Samuel Margolies - Las Vegas

Institutional Confidence Crisis

Now you see it and now you don't. Not sure how that will play on the Institutional level. I know I am not interested in dancing with a financial partner who is on the edge of bankruptcy. Besides, if everyone doesn't have to mark to market than everyone is doing well as long as they don't sell anything.

I understand the convenience of the fix but it just adds more smoke and mirrors when we should be working toward more consumer protection and financial transparency.

James Monachino


James Monachino

Harry absolutely nailed it, short and sweet:

"This 'bailout' is merely a device to raise undervalued securities to their previously over inflated values."

If we will not have mark-to-market rule, then we should establish an open exchange. The open exchange will help us determine the willingness to buy and sell these assets and also provide us with transparency. At any case, we should not change the rule in the middle of crisis. Changing rule now will make it even worse.

Instead of paying the investment banks what they want their paper to be worth, why don't we fix the underlying problem of mortgages that are about to default? Get the base turned rightside up and a lot of problems will go away. Not all of them, because these guys have been slicing-and-dicing mortgages into Monopoly money (and Greenspan didn't do anything about that when he had the chance).
And Paulson's still working with Goldman Sachs (even after leaving - and he got a huge parachute, too) to their benefit but not ours; why else did they have a guy at a meeting that should have been all Fed and government?

From Samuel Margolies' linked website:

http://www.thedebtrealignmentinitiative.com/Debt_Realignment.html

Here's his big idea:

"It is proposed that an Economic Summit be called among the nations of the world. At this Summit, with agreement among all national legislatures that this be done only once, it shall be ordered by all governments that in all ledgers, all balance sheets, all accounts in the computers around the world, and on the books of all central banks and institutions all debt be transferred as an asset, as a credit, to all creditor's accounts in their respective banks either in real terms or as a ratio of the present debt, to be determined, to get all on an even playing field as of January 1, 2009.

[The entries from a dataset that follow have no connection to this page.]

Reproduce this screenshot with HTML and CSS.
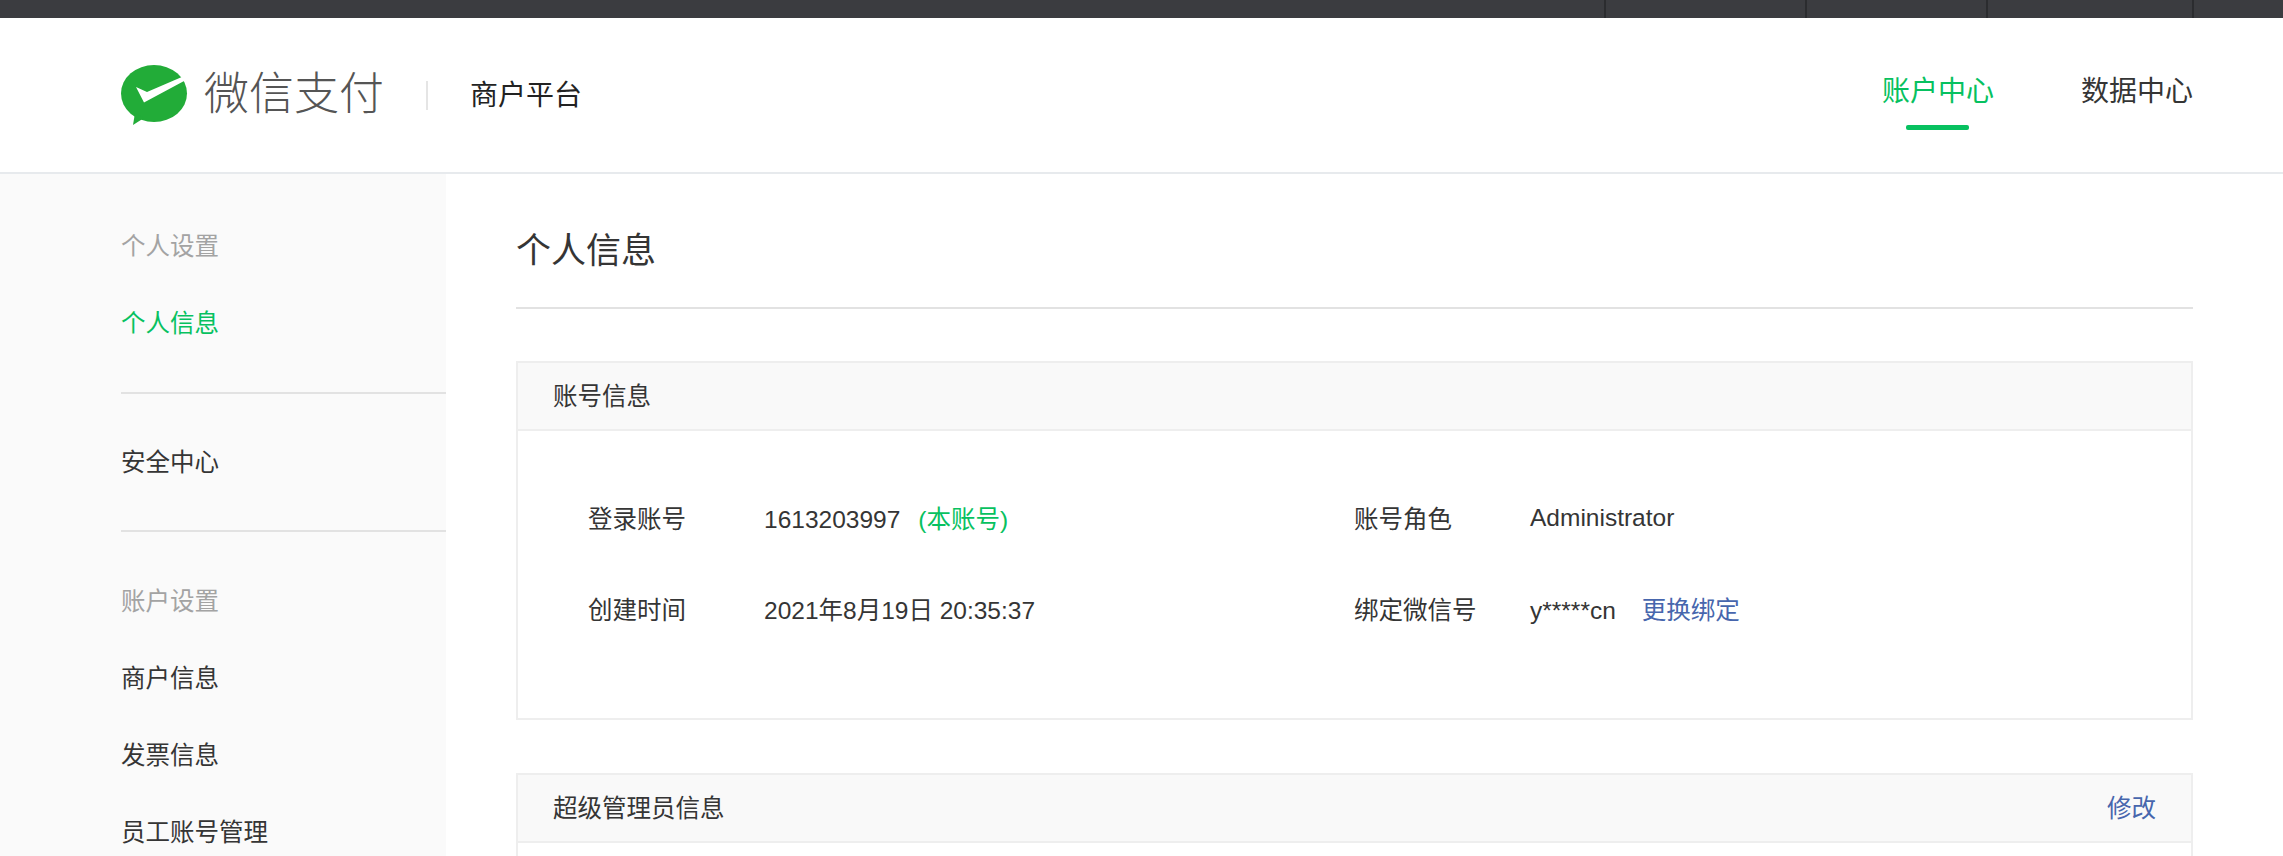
FILE: index.html
```html
<!DOCTYPE html>
<html lang="zh-CN">
<head>
    <meta charset="UTF-8">
    <title>微信支付 商户平台</title>
    <link rel="stylesheet" href="styles.css">
</head>
<body>
    <div class="top-bar">
        <span class="top-cell cell-a"></span>
        <span class="top-cell cell-b"></span>
        <span class="top-cell cell-c"></span>
        <span class="top-cell cell-d"></span>
    </div>
    <header class="header">
        <div class="brand">
            <svg class="logo-icon" viewBox="0 0 67 60" width="67" height="60">
                <ellipse cx="33" cy="28.5" rx="33" ry="28.5" fill="#22ac38"/>
                <path d="M14 48 L12 60 L23 53 Z" fill="#22ac38"/>
                <path d="M15 22 L26 27 L62 11.5 L64 15.5 L23 37.5 Z" fill="#fff"/>
            </svg>
            <span class="logo-text">微信支付</span>
            <span class="brand-sep"></span>
            <span class="brand-sub">商户平台</span>
        </div>
        <nav class="nav">
            <a class="nav-item active">账户中心</a>
            <a class="nav-item">数据中心</a>
        </nav>
    </header>
    <div class="layout">
        <aside class="sidebar">
            <div class="side-group">
                <div class="side-item muted">个人设置</div>
                <div class="side-item current">个人信息</div>
            </div>
            <div class="side-group short">
                <div class="side-item">安全中心</div>
            </div>
            <div class="side-group last">
                <div class="side-item muted">账户设置</div>
                <div class="side-item">商户信息</div>
                <div class="side-item">发票信息</div>
                <div class="side-item">员工账号管理</div>
            </div>
        </aside>
        <main class="main">
            <h1 class="page-title">个人信息</h1>
            <section class="box">
                <div class="box-head">账号信息</div>
                <div class="info-grid">
                    <div class="info-row">
                        <span class="info-label">登录账号</span>
                        <span>1613203997<span class="own-tag">(本账号)</span></span>
                    </div>
                    <div class="info-row">
                        <span class="info-label">账号角色</span>
                        <span>Administrator</span>
                    </div>
                    <div class="info-row">
                        <span class="info-label">创建时间</span>
                        <span>2021年8月19日 20:35:37</span>
                    </div>
                    <div class="info-row">
                        <span class="info-label">绑定微信号</span>
                        <span>y*****cn<a class="link rebind">更换绑定</a></span>
                    </div>
                </div>
            </section>
            <section class="box">
                <div class="box-head">
                    <span>超级管理员信息</span>
                    <a class="link">修改</a>
                </div>
                <div class="box-rest"></div>
            </section>
        </main>
    </div>
</body>
</html>
```

FILE: styles.css
```css
html, body {
    height: 100%;
    margin: 0;
    padding: 0;
    overflow: hidden;
    background: #fff;
    color: #353535;
    font-family: "Liberation Sans", "Noto Sans CJK SC", sans-serif;
    font-size: 24.5px;
}
.top-bar {
    display: flex;
    justify-content: flex-end;
    height: 18px;
    background: #3b3c40;
}
.top-cell {
    border-left: 2px solid #2b2c2f;
}
.cell-a { width: 199px; }
.cell-b { width: 179px; }
.cell-c { width: 204px; }
.cell-d { width: 89px; }
.header {
    display: flex;
    justify-content: space-between;
    align-items: center;
    height: 154px;
    padding: 0 90px 0 121px;
    border-bottom: 2px solid #e7eaed;
}
.brand {
    display: flex;
    align-items: center;
}
.logo-icon {
    display: block;
}
.logo-text {
    margin-left: 16px;
    color: #555;
    font-size: 45px;
    font-weight: 300;
    line-height: 60px;
}
.brand-sep {
    width: 2px;
    height: 29px;
    margin: 0 42px;
    background: #e5e5e5;
}
.brand-sub {
    margin-bottom: 4px;
    font-size: 28px;
    color: #222;
}
.nav {
    display: flex;
    gap: 87px;
    margin-bottom: 12px;
}
.nav-item {
    position: relative;
    font-size: 28px;
}
.nav-item.active {
    color: #07c160;
}
.nav-item.active::after {
    content: "";
    position: absolute;
    left: 24px;
    bottom: -21px;
    width: 63px;
    height: 5px;
    border-radius: 2px;
    background: #07c160;
}
.layout {
    display: flex;
    height: 700px;
}
.sidebar {
    box-sizing: border-box;
    flex: 0 0 446px;
    padding: 4px 0 0 121px;
    background: #fafafa;
}
.side-group {
    padding: 30px 0;
    border-bottom: 2px solid #e2e2e2;
}
.side-group.short {
    padding-bottom: 29px;
}
.side-group.last {
    padding-top: 31px;
    border-bottom: none;
}
.side-item {
    height: 77px;
    line-height: 77px;
}
.side-item.muted {
    color: #a3a3a3;
}
.side-item.current {
    color: #07c160;
}
.main {
    flex: 1;
    min-width: 0;
    padding: 0 90px 0 70px;
}
.page-title {
    height: 83px;
    margin: 0 0 52px;
    padding-top: 50px;
    line-height: 54px;
    border-bottom: 2px solid #e2e2e2;
    font-size: 35px;
    font-weight: 400;
}
.box {
    margin-bottom: 53px;
    border: 2px solid #eee;
}
.box-head {
    display: flex;
    justify-content: space-between;
    align-items: center;
    height: 62px;
    padding: 0 35px 4px;
    border-bottom: 2px solid #eee;
    background: #f9f9f9;
}
.info-grid {
    display: grid;
    grid-template-columns: 766px 1fr;
    grid-auto-rows: 91px;
    padding: 41px 0 64px 70px;
}
.info-row {
    display: flex;
    align-items: center;
}
.info-label {
    flex: 0 0 176px;
}
.own-tag {
    margin-left: 18px;
    color: #07c160;
}
.link {
    color: #4766ad;
}
.rebind {
    margin-left: 26px;
}
.box-rest {
    height: 200px;
}
```
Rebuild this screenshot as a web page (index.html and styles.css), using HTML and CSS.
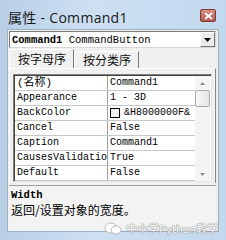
FILE: index.html
```html
<!DOCTYPE html>
<html>
<head>
<meta charset="utf-8">
<link rel="stylesheet" href="styles.css">
</head>
<body>
<div class="window">
  <div class="titlebar">
    <span class="title">属性 - Command1</span>
    <span class="close"><svg width="9" height="8" viewBox="0 0 9 8"><path d="M1 1L8 7M8 1L1 7" stroke="#fff" stroke-width="1.8"/></svg></span>
  </div>
  <div class="panel">
    <div class="combo">
      <span class="combo-text"><b>Command1</b> CommandButton</span>
      <span class="combo-btn"><svg width="7" height="4" viewBox="0 0 7 4"><path d="M0 0H7L3.5 4Z" fill="#000"/></svg></span>
    </div>
    <div class="tabs">
      <span class="tab active">按字母序</span>
      <span class="tab">按分类序</span>
    </div>
    <div class="page">
      <div class="grid">
        <div class="rows">
          <div class="row"><span class="k cjk">(名称)</span><span class="v">Command1</span></div>
          <div class="row"><span class="k">Appearance</span><span class="v">1 - 3D</span></div>
          <div class="row"><span class="k">BackColor</span><span class="v"><i class="swatch"></i>&amp;H8000000F&amp;</span></div>
          <div class="row"><span class="k">Cancel</span><span class="v">False</span></div>
          <div class="row"><span class="k">Caption</span><span class="v">Command1</span></div>
          <div class="row"><span class="k">CausesValidation</span><span class="v">True</span></div>
          <div class="row"><span class="k">Default</span><span class="v">False</span></div>
        </div>
        <div class="scroll">
          <span class="arrow"><svg width="5" height="3" viewBox="0 0 5 3"><path d="M0 3H5L2.5 0Z" fill="#888"/></svg></span>
          <span class="thumb"></span>
          <span class="track"></span>
          <span class="arrow"><svg width="5" height="3" viewBox="0 0 5 3"><path d="M0 0H5L2.5 3Z" fill="#888"/></svg></span>
        </div>
      </div>
    </div>
    <div class="desc">
      <div class="desc-name">Width</div>
      <div class="desc-text">返回/设置对象的宽度。</div>
    </div>
  </div>
  <div class="mark"><svg width="18" height="13" viewBox="0 0 18 13"><ellipse cx="7" cy="6" rx="6" ry="5" fill="#fff" stroke="#bbb" stroke-width="1"/><ellipse cx="12" cy="8" rx="5" ry="4" fill="#fff" stroke="#bbb" stroke-width="1"/></svg><span>中小学Python教学</span></div>
</div>
</body>
</html>
```

FILE: styles.css
```css
* { box-sizing: border-box; }
html, body { margin: 0; padding: 0; }
body { width: 226px; height: 240px; overflow: hidden; background: #c6daee; }
.window {
  position: relative;
  width: 226px; height: 240px; overflow: hidden;
  background: linear-gradient(90deg, #b9cfe6 0%, #cde0f2 40%, #c2d8ee 100%);
  display: flex; flex-direction: column;
}
.titlebar {
  flex-shrink: 0;
  height: 29px; display: flex; align-items: center; justify-content: space-between;
  padding: 0 10px 0 8px;
}
.title {
  font-family: "Open Sans", "Noto Sans CJK SC", sans-serif; font-size: 14px; color: #1a1a1a;
  letter-spacing: 0.3px; margin-top: 4px;
}
.close {
  width: 16px; height: 13px; margin-top: 2px;
  background: linear-gradient(#d98f86, #b7574d);
  border: 1px solid #7f3a33; border-radius: 2px;
  display: flex; align-items: center; justify-content: center;
}
.panel {
  flex: 1; min-height: 0; margin: 0 7px 8px 7px; background: #f0f0f0;
  display: flex; flex-direction: column; padding: 1px 2px 0 1px;
  border: 1px solid #9fb0c2;
}
.combo {
  flex-shrink: 0;
  height: 17px; background: #fff; border: 1px solid #7a7a7a;
  border-right-color: #d8d8d8; border-bottom-color: #d8d8d8;
  display: flex; align-items: center; justify-content: space-between;
  padding-left: 2px;
}
.combo-text { font-family: "Liberation Mono", monospace; font-size: 10.5px; color: #000; white-space: nowrap; }
.combo-btn {
  width: 15px; height: 15px; background: #ececec;
  border: 1px solid #fff; border-right-color: #777; border-bottom-color: #777;
  display: flex; align-items: center; justify-content: center;
}
.tabs { flex-shrink: 0; display: flex; margin-top: 1px; height: 19px; align-items: flex-end; }
.tab {
  font-family: "Noto Sans CJK SC", sans-serif; font-size: 12px; line-height: 16px; color: #111;
  padding: 0 7px 0 8px; border: 1px solid #fff; border-right-color: #777; border-bottom: none;
  height: 17px;
}
.tab.active { height: 19px; padding: 1px 7px 0 8px; background: #f0f0f0; }
.page {
  flex-shrink: 0;
  border: 1px solid #fff; border-right-color: #888; border-bottom: none; border-top-color: #fff;
  padding: 5px 3px 1px 3px;
}
.grid {
  display: flex; background: #fff;
  border: 1px solid #808080; border-right-color: #e4e4e4; border-bottom-color: #e4e4e4;
  box-shadow: inset 1px 1px 0 #404040;
  padding: 1px 1px 0 1px;
}
.rows { flex: 1; }
.row {
  display: flex; height: 15px; border-bottom: 1px solid #c8c8c8;
  font-family: "Liberation Mono", monospace; font-size: 10px; line-height: 14px; color: #000;
}
.k { width: 93px; flex-shrink: 0; padding-left: 2px; border-right: 1px solid #a0a0a0; overflow: hidden; white-space: nowrap; }
.cjk { font-family: "Liberation Mono", "Noto Sans CJK SC", monospace; font-size: 11px; }
.v { padding-left: 2px; white-space: nowrap; display: flex; align-items: center; }
.swatch { display: inline-block; width: 10px; height: 10px; border: 1px solid #000; background: #f0f0f0; margin-right: 4px; }
.scroll { width: 15px; display: flex; flex-direction: column; background: #f4f4f4; }
.arrow { height: 14px; display: flex; align-items: center; justify-content: center; }
.thumb { height: 17px; background: linear-gradient(90deg, #f6f6f6, #e6e6e6); border: 1px solid #aaa; border-radius: 2px; }
.track { flex: 1; }
.desc {
  flex: 1; margin-top: 2px; border-top: 1px solid #a0a0a0; padding: 4px 3px 0 2px;
  display: flex; flex-direction: column; background: #f3f3f3;
}
.desc-name { font-family: "Liberation Mono", monospace; font-weight: bold; font-size: 10.5px; line-height: 11px; color: #000; }
.desc-text { font-family: "Noto Sans CJK SC", sans-serif; font-size: 12px; line-height: 17px; color: #000; }
.mark {
  position: absolute; right: 8px; bottom: 4px;
  display: flex; align-items: center; gap: 4px;
  font-family: "Noto Sans CJK SC", sans-serif; font-size: 11px; color: #fff;
  text-shadow: 0 0 1px #777, 0 0 1px #777;
}
```
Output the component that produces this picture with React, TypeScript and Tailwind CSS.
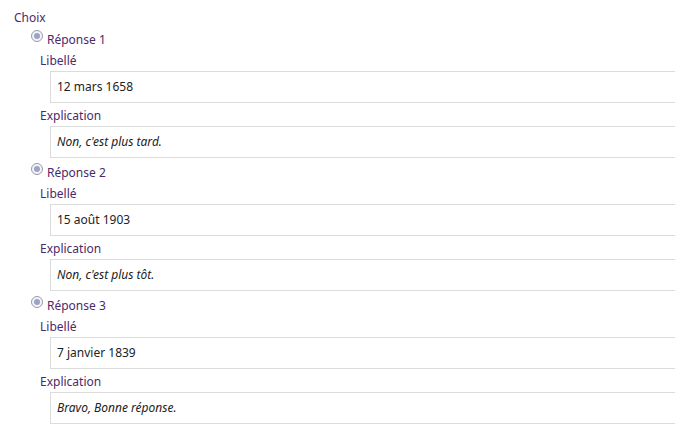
const answers = [
  { title: 'Réponse 1', label: '12 mars 1658', explanation: "Non, c'est plus tard." },
  { title: 'Réponse 2', label: '15 août 1903', explanation: "Non, c'est plus tôt." },
  { title: 'Réponse 3', label: '7 janvier 1839', explanation: 'Bravo, Bonne réponse.' },
];

function Radio() {
  return (
    <span className="mr-[4px] mt-[-6px] inline-flex h-[12px] w-[12px] items-center justify-center rounded-full border border-[#9a9aa8] bg-[#f4f4f8]">
      <span className="h-[6px] w-[6px] rounded-full bg-[#9aa3c8]" />
    </span>
  );
}

function Field({ value, italic }: { value: string; italic?: boolean }) {
  return (
    <div
      className={`ml-[50px] flex h-[32px] items-center border-y border-l border-[#dcdcdc] bg-white pl-[6px] text-[12px] text-[#222] ${
        italic ? 'italic' : ''
      }`}
    >
      {value}
    </div>
  );
}

export default function App() {
  return (
    <div className="min-h-screen bg-white pt-[7px] font-['Noto_Sans',sans-serif] text-[12px] text-[#4b2a6b]">
      <div className="ml-[14px] h-[21px] leading-[21px]">Choix</div>
      {answers.map((a, i) => (
        <div key={a.title} className={i > 0 ? 'mt-[3px]' : ''}>
          <div className="ml-[31px] flex h-[21px] items-center">
            <Radio />
            <span className="mt-[2px]">{a.title}</span>
          </div>
          <div className="ml-[40px] h-[22px] pt-[1px] leading-[21px]">Libellé</div>
          <Field value={a.label} />
          <div className="ml-[40px] h-[23px] pt-[2px] leading-[21px]">Explication</div>
          <Field value={a.explanation} italic />
        </div>
      ))}
    </div>
  );
}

All creditors receive payment.

All debt will be released and all debtors released from their obligations. All holders of debt will be credited. The goal is zero global debt among nations.

No one loses anything but the debt. No one suffers. The creditors get their money. The debtor nations lose their debt -- worldwide. This is not debt forgiveness. This is the essence of debt realignment."

Let's try this with credit cards: the government releases everyone from paying their credit cards, and then there will be no debt. And, because there is no debt, there is nothing to forgive, and there is lots of credit around!

It's so childish, I'm surprise Bernanke hasn't proposed something like that.

Rob McMillin: You are exactly right. It is childish.

Why should the banks be able to sell to the Federal Government market to value instead of market to market. At forclosure these homes are selling for peanuts. The goverment is bailing them out and we are footing the bill. Why should they be getting more for the home then anyone else can get who is selling their home right now.

Why does the Treasury HAVE to BUY these junk assets? The interest alone on the dough we will have to borrow to fund this plan is scary. I was pleased to see Paul O'Neil, the former Treasury Secretary, suggest that the govt guarantee the price of these assets..effectively putting a floor under them and making them risk free investments...don't you think new, private entities would be formed to buy billions of this stuff...I do. Further, the govt can loan dough to banks to boost capital...at X number of interest rate points to assure their speedy repayment. This sure as hell would clean up balance sheets and put banks' reserve requirements on safe footing at a lot less than $700B....which, knowing govt.....would probably end up at $3 or $4B.

In my prior post I meant "...end up at $3 or $4 TRILLION."

When you value assets using "mark to the market" it creates a huge problem of overaluing assets in boom periods and undervaluing assets in bust periods. In normal periods it works faily well. There are problems with valuing homes, land, businesses, etc. Why? Things get blow out of proportion due to greed and fear! How do you legislate that? Using average values or any other process also will also have pros and cons. Go figure! But don't ask congress to help!

Unfortunately, anyone who believes this economic situation will 'correct itself' with even a $700 Billion TARP needs to look at the relevant stats just to see how much deep doo doo we're all in with the exploding deficit and the easy lending credit practices of the past two decades to create jobs. We do need jobs, but as we've now all learned the hard way, perhaps not those of a debt selling economy. We need jobs to help retool our economy.

Ed Hamilton has a great web site here that will amaze you ! : http://homepage.mac.com/ttsmyf/RD_RJShomes_PSav.html

Unfortunately, it would be nice to sugar coat the bitter pill he illustrates with those statistics, but as I've said repeatedly in my my 2007 and 2008 blog entries http://atomic-motor.blogspot.com/2008/01/cat-power-wakeup-call.html

My view is we're all in for a rough ride, simply because of historical forces at play in the overall technology based part of our economy we're all now a part of. Hang on tight, for continued roller coaster rides are ahead as our nation and world retools for the quantum century fast approaching, and as the oil age goes out with an earthquake.